Artist(s): Marcio Takara

Colorist(s): Arif Prianto

Letterer: Hassan Otsmane-Elhaou

Publisher: DC

Genre: Drama, Horror, LGBTQ, Psychological, Sci-Fi, Scifi, Superhero

Published Date: 02/06/2024

Recap

In Poison Ivy #18, Ivy's "pregnancy" ended in her agonising death when Jason Woodrue a.k.a. Floronic Man went all chest-burster-from-Alien out of her torso. And just when she'd finally figured out an antidote for all of the people she'd turned into fungal zombies, too! Now, it's time for a three-month-long origin story arc.

Review

Trigger Warning: Poison Ivy #19 focuses on an abusive relationship. 

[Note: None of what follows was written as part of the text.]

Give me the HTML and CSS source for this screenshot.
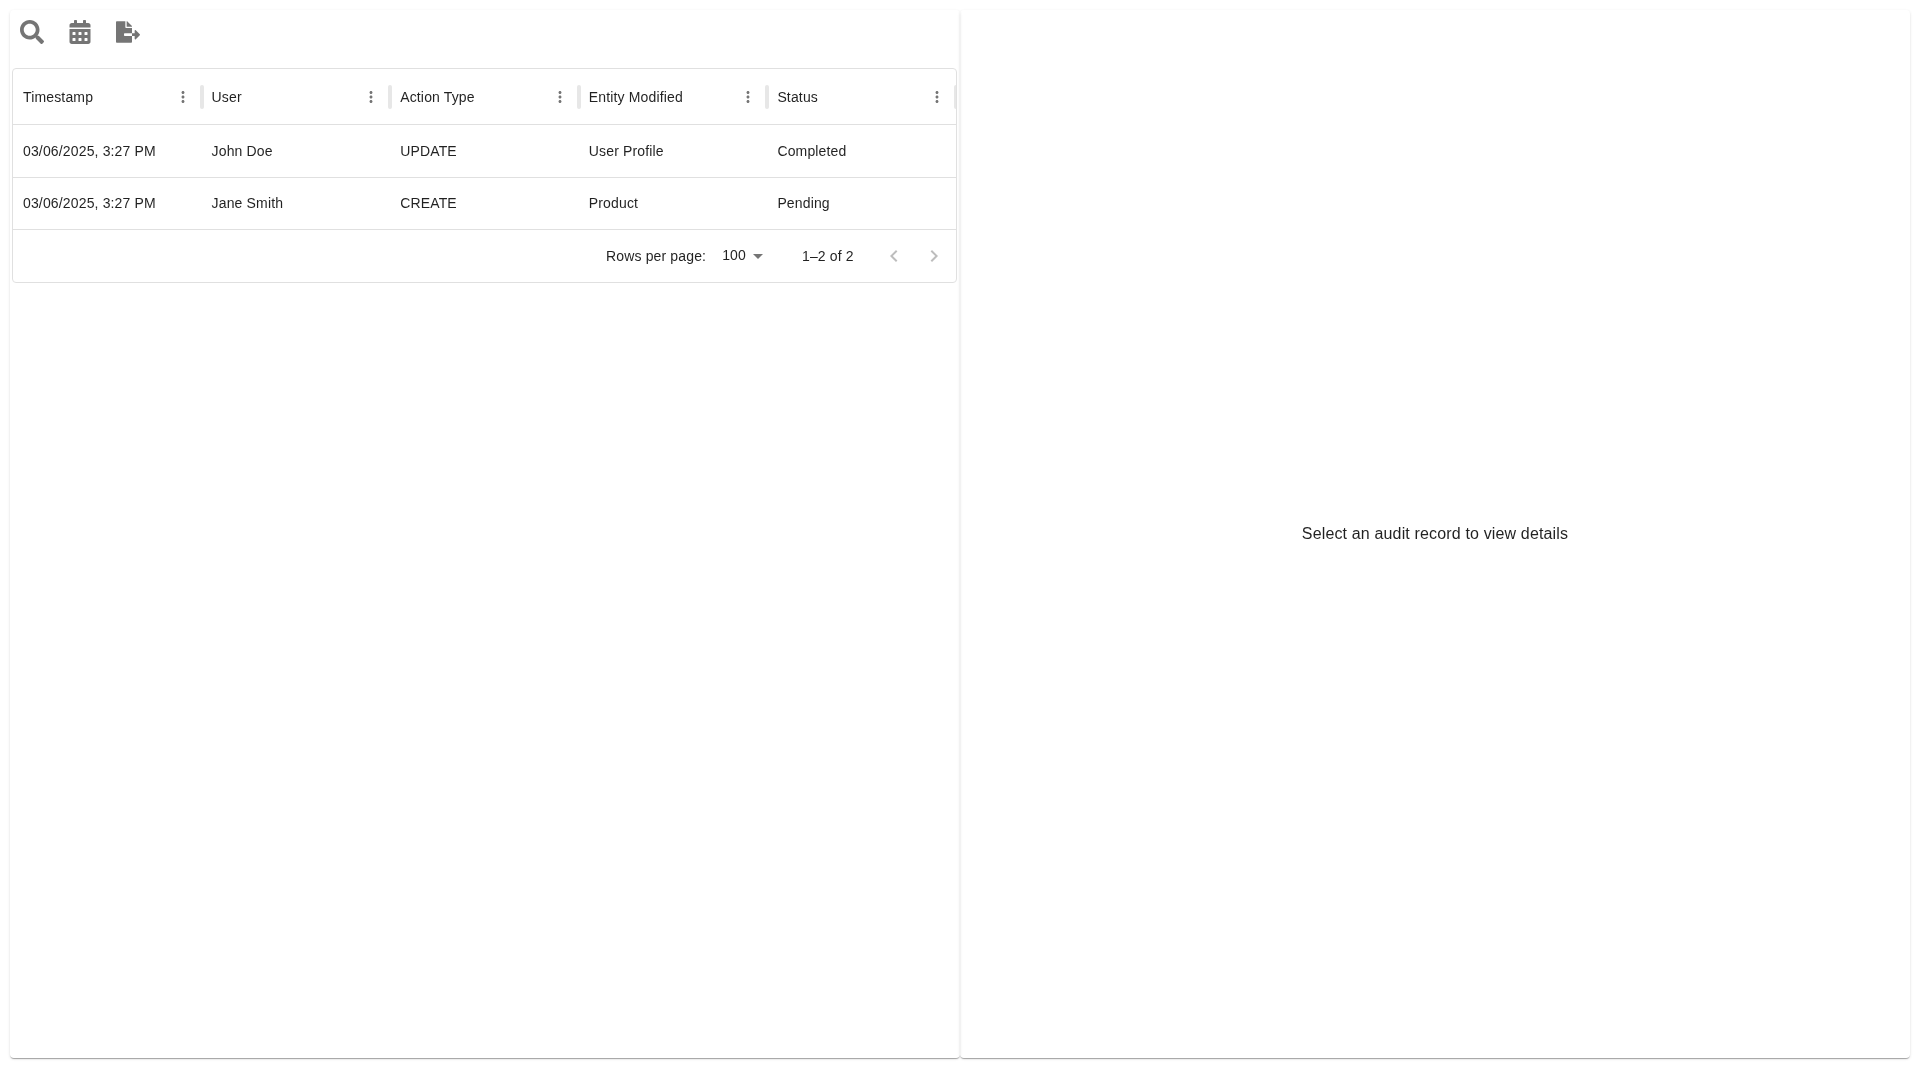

Over the last eighteen issues, Poison Ivy’s creators have offered readers a steady stream of psychedelic horror. In the newest installment, the series’ trademark trippy neons and fungal horror have been stripped away. Reality’s horrors are laid bare. In relation to his earlier work, Marcio Takara’s art for Poison Ivy #19 is incredibly restrained. Ivy’s world usually feels ambiguous, with panels and their contents looking liquid and subjects merging into one another. Boundaries are permeable: everything and everyone is connected and that in itself is terrifying. In Poison Ivy #19, all of that fluidity is gone after page one, giving way to a world whose boundaries are both rigid and real. Colorist Arif Prianto likewise takes a naturalistic approach to coloring the issue’s mundane settings. While the comic’s subject is horrifying, that horror is no longer being held at arm’s length. Instead, it’s uncomfortably close.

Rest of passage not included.